Rather, Mikhailov asserts something more fundamental: the individual’s right to exist and express themselves beyond convention. Through his unwavering attention to ordinary lives, he bears witness to massive transformations unfolding beyond any single person’s control. Ukrainian Diary, then, is not simply a national label or a chronological record. It is a testament to how one artist has persistently documented a world defined by instability, reinvention, and the fragile, but enduring presence, of everyday life.
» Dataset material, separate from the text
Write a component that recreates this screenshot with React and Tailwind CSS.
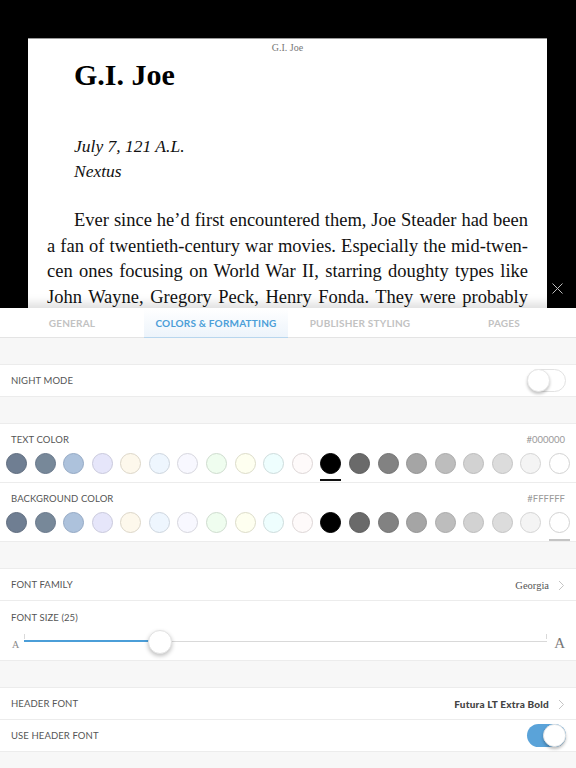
import React from "react";

const swatches = [
  { c: "#6f7e92", b: "#5f6c7e" },
  { c: "#778899", b: "#68778a" },
  { c: "#adc2dc", b: "#94a9c4" },
  { c: "#e6e6fa", b: "#c9c9dc" },
  { c: "#fdf8ec", b: "#dcd6c8" },
  { c: "#eef6fe", b: "#cdd5de" },
  { c: "#f8f8ff", b: "#d6d6de" },
  { c: "#effdef", b: "#cedcce" },
  { c: "#fefff0", b: "#dcdcc9" },
  { c: "#eefefe", b: "#cddcdc" },
  { c: "#fefafa", b: "#ddd6d6" },
  { c: "#000000", b: "#000000" },
  { c: "#6a6a6a", b: "#5c5c5c" },
  { c: "#828282", b: "#727272" },
  { c: "#a5a5a5", b: "#939393" },
  { c: "#bdbdbd", b: "#aaaaaa" },
  { c: "#d2d2d2", b: "#bcbcbc" },
  { c: "#dcdcdc", b: "#c4c4c4" },
  { c: "#f4f4f4", b: "#d4d4d4" },
  { c: "#ffffff", b: "#d2d2d2" },
];

const label = "relative top-[1px] font-['Lato',sans-serif] text-[9.5px] text-[#555] tracking-[0.1px]";

function Chevron() {
  return (
    <svg width="7" height="11" viewBox="0 0 7 11" className="ml-[9px] relative top-[1px]">
      <polyline points="1,1 5.5,5.5 1,10" fill="none" stroke="#c4c4c4" strokeWidth="1" />
    </svg>
  );
}

function SwatchRow({ selected, lineColor, lineGap }) {
  return (
    <div className="flex justify-between px-[6px] mt-[8px]">
      {swatches.map((s, i) => (
        <div key={i} className="flex flex-col items-center">
          <div
            className="w-[21px] h-[21px] rounded-full border"
            style={{ backgroundColor: s.c, borderColor: s.b }}
          />
          <div
            className={`w-[21px] h-[2px] ${lineGap}`}
            style={{ backgroundColor: i === selected ? lineColor : "transparent" }}
          />
        </div>
      ))}
    </div>
  );
}

function Band({ h }) {
  return <div className={`bg-[#f7f7f7] ${h}`} />;
}

export default function App() {
  const lines = [
    "a fan of twentieth-century war movies. Especially the mid-twen-",
    "cen ones focusing on World War II, starring doughty types like",
    "John Wayne, Gregory Peck, Henry Fonda. They were probably",
  ];
  return (
    <div className="w-[576px] h-[768px] bg-black overflow-hidden flex flex-col">
      {/* Reader area */}
      <div className="h-[308px] flex shrink-0">
        <div className="w-[28px]" />
        <div className="w-[519px] mt-[38px] bg-white overflow-hidden border-t border-[#9a9a9a] font-['Liberation_Serif',serif] text-[#111]">
          <div className="h-[17px] leading-[17px] text-center text-[10px] text-[#777]">G.I. Joe</div>
          <div className="h-[38px] leading-[38px] pl-[46px] text-[30px] font-bold text-black">G.I. Joe</div>
          <div className="mt-[40px] pl-[46px] text-[17.5px] italic leading-[25px]">July 7, 121 A.L.</div>
          <div className="pl-[46px] text-[17.5px] italic leading-[25px]">Nextus</div>
          <div className="mt-[24px] px-[19px] text-[18.5px] leading-[25.6px]">
            <div className="pl-[27px] text-justify [text-align-last:justify]">
              Ever since he’d first encountered them, Joe Steader had been
            </div>
            {lines.map((l, i) => (
              <div key={i} className="text-justify [text-align-last:justify] whitespace-nowrap">
                {l}
              </div>
            ))}
          </div>
        </div>
        <div className="w-[29px] flex flex-col justify-end items-center pb-[14px] pr-[9px]">
          <svg width="11" height="11" viewBox="0 0 11 11">
            <line x1="0.5" y1="0.5" x2="10.5" y2="10.5" stroke="#bdbdbd" strokeWidth="1" />
            <line x1="10.5" y1="0.5" x2="0.5" y2="10.5" stroke="#bdbdbd" strokeWidth="1" />
          </svg>
        </div>
      </div>

      {/* Settings panel */}
      <div className="relative z-10 flex-1 bg-[#f7f7f7] shadow-[0_-5px_9px_rgba(0,0,0,0.13)] flex flex-col">
        {/* Tabs */}
        <div className="flex h-[30px] bg-white border-b border-[#e4e4e4] font-['Lato',sans-serif] font-bold text-[10px] tracking-[0.2px]">
          <div className="flex-1 flex items-center justify-center pt-[2px] text-[#c2c2c2]">GENERAL</div>
          <div className="flex-1 flex items-center justify-center pt-[2px] text-[#4b9ed8] bg-gradient-to-b from-white to-[#edf4fb] border-b border-[#b8d6ee] -mb-px">
            COLORS &amp; FORMATTING
          </div>
          <div className="flex-1 flex items-center justify-center pt-[2px] text-[#c2c2c2]">PUBLISHER STYLING</div>
          <div className="flex-1 flex items-center justify-center pt-[2px] text-[#c2c2c2]">PAGES</div>
        </div>

        <Band h="h-[26px]" />

        {/* Night mode */}
        <div className="h-[33px] bg-white border-y border-[#ececec] flex items-center justify-between pl-[11px] pr-[10px]">
          <span className={label}>NIGHT MODE</span>
          <div className="w-[39px] h-[23px] rounded-full border border-[#e2e2e2] bg-white relative">
            <div className="absolute -left-px -top-px w-[23px] h-[23px] rounded-full bg-white border border-[#e6e6e6] shadow-[0_2px_3px_rgba(0,0,0,0.22)]" />
          </div>
        </div>

        <Band h="h-[26px]" />

        {/* Text color */}
        <div className="h-[60px] bg-white border-y border-[#ececec] pt-[9px]">
          <div className="flex justify-between items-center h-[12px] pl-[11px] pr-[11px]">
            <span className={label}>TEXT COLOR</span>
            <span className="relative top-[1px] font-['Lato',sans-serif] text-[9.5px] text-[#9a9a9a]">#000000</span>
          </div>
          <SwatchRow selected={11} lineColor="#111" lineGap="mt-[5px]" />
        </div>

        {/* Background color */}
        <div className="h-[59px] bg-white border-b border-[#ececec] pt-[9px]">
          <div className="flex justify-between items-center h-[12px] pl-[11px] pr-[11px]">
            <span className={label}>BACKGROUND COLOR</span>
            <span className="relative top-[1px] font-['Lato',sans-serif] text-[9.5px] text-[#9a9a9a]">#FFFFFF</span>
          </div>
          <SwatchRow selected={19} lineColor="#c4c4c4" lineGap="mt-[6px]" />
        </div>

        <Band h="h-[26px]" />

        {/* Font family */}
        <div className="h-[33px] bg-white border-y border-[#ececec] flex items-center justify-between pl-[11px] pr-[11px]">
          <span className={label}>FONT FAMILY</span>
          <div className="flex items-center">
            <span className="relative top-[1px] font-['Liberation_Serif',serif] text-[10.5px] text-[#555]">Georgia</span>
            <Chevron />
          </div>
        </div>

        {/* Font size */}
        <div className="h-[60px] bg-white border-b border-[#ececec] pt-[10px]">
          <div className="h-[12px] flex items-center pl-[11px]">
            <span className={label}>FONT SIZE (25)</span>
          </div>
          <div className="flex items-center h-[26px] mt-[6px] pl-[12px] pr-[11px]">
            <span className="font-['Liberation_Serif',serif] text-[10px] text-[#888] w-[12px] mt-[5px]">A</span>
            <div className="relative flex-1 h-[26px]">
              <div className="absolute left-0 right-0 top-[12px] h-px bg-[#d9d9d9]" />
              <div className="absolute left-0 top-[11px] h-[2px] w-[136px] bg-[#4b9ed8]" />
              <div className="absolute left-0 top-[5px] w-px h-[5px] bg-[#d9d9d9]" />
              <div className="absolute right-0 top-[5px] w-px h-[5px] bg-[#d9d9d9]" />
              <div className="absolute left-[124px] top-[1px] w-[24px] h-[24px] rounded-full bg-white border border-[#e2e2e2] shadow-[0_2px_4px_rgba(0,0,0,0.25)]" />
            </div>
            <span className="font-['Liberation_Serif',serif] text-[15px] text-[#777] w-[18px] text-right mt-[2px]">A</span>
          </div>
        </div>

        <Band h="h-[26px]" />

        {/* Header font */}
        <div className="h-[33px] bg-white border-y border-[#ececec] flex items-center justify-between pl-[11px] pr-[11px]">
          <span className={label}>HEADER FONT</span>
          <div className="flex items-center">
            <span className="relative top-[1px] font-['Lato',sans-serif] font-black text-[10px] text-[#444] tracking-[0.2px]">Futura LT Extra Bold</span>
            <Chevron />
          </div>
        </div>

        {/* Use header font */}
        <div className="h-[32px] bg-white border-b border-[#ececec] flex items-center justify-between pl-[11px] pr-[10px]">
          <span className={label}>USE HEADER FONT</span>
          <div className="w-[39px] h-[23px] rounded-full bg-[#5aa3d9] relative">
            <div className="absolute right-0 top-0 w-[23px] h-[23px] rounded-full bg-white border border-[#e6e6e6] shadow-[0_2px_3px_rgba(0,0,0,0.25)]" />
          </div>
        </div>

        <div className="flex-1 bg-[#f7f7f7]" />
      </div>
    </div>
  );
}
Get to know Kateryna Filyuk

Kateryna Filyuk is a curator and researcher, who holds PhD from the University of Palermo. In 2017-2021 she served as a chief curator at Izolyatsia., a Platform for cultural initiatives in Kyiv. Before joining Izolyatsia, she was co-curator of the Festival of Young Ukrainian Artists at Mystetskyi Arsenal, Kyiv (2017). The co-founder of the publishing house 89books in Palermo, she has participated in curatorial programmes at Fondazione Sandretto Re Rebaudengo (Turin, 2017), De Appel (Amsterdam, 2015–16), the National Museum of Modern and Contemporary Art (Seoul, 2014) and the Gwangju Biennale (2012). In 2023 Filyuk was a visiting PhD student at the Central European University (Vienna) and in 2024 a visiting researcher at FOTOHOF Archiv (Salzburg) and the Predoctoral Fellow at the Bibliotheca Hertziana (Rome). Currently she develops a two-year scholarly initiative – the Methodology Seminars for Art History in Ukraine in collaboration with the Bibliotheca Hertziana and the Max Weber Foundation’s Research Centre Ukraine.

Footnotes

  1. Boris Mikhailov, “Everyone has became more circumspect…,” in Tea Coffee Cappuccino (Köln: König, 2011), 230.
  2. Nadiia Bernard-Kovalchuk, The Kharkiv School of Photography: Game Against Apparatus. Kharkiv: Museum of Kharkiv School of Photography, 2020, 17.
  3. Boris Mikhailov, Case History (Zurich: Scalo, 1999), 7.
  4. “Symbolic Bodies, Real Pain: Post-Soviet History, Boris Mikhailov and the Impasse of Documentary Photography,” in The Image and the Witness: Trauma, Memory and Visual Culture (London: Wallflower Press, 2007), 58.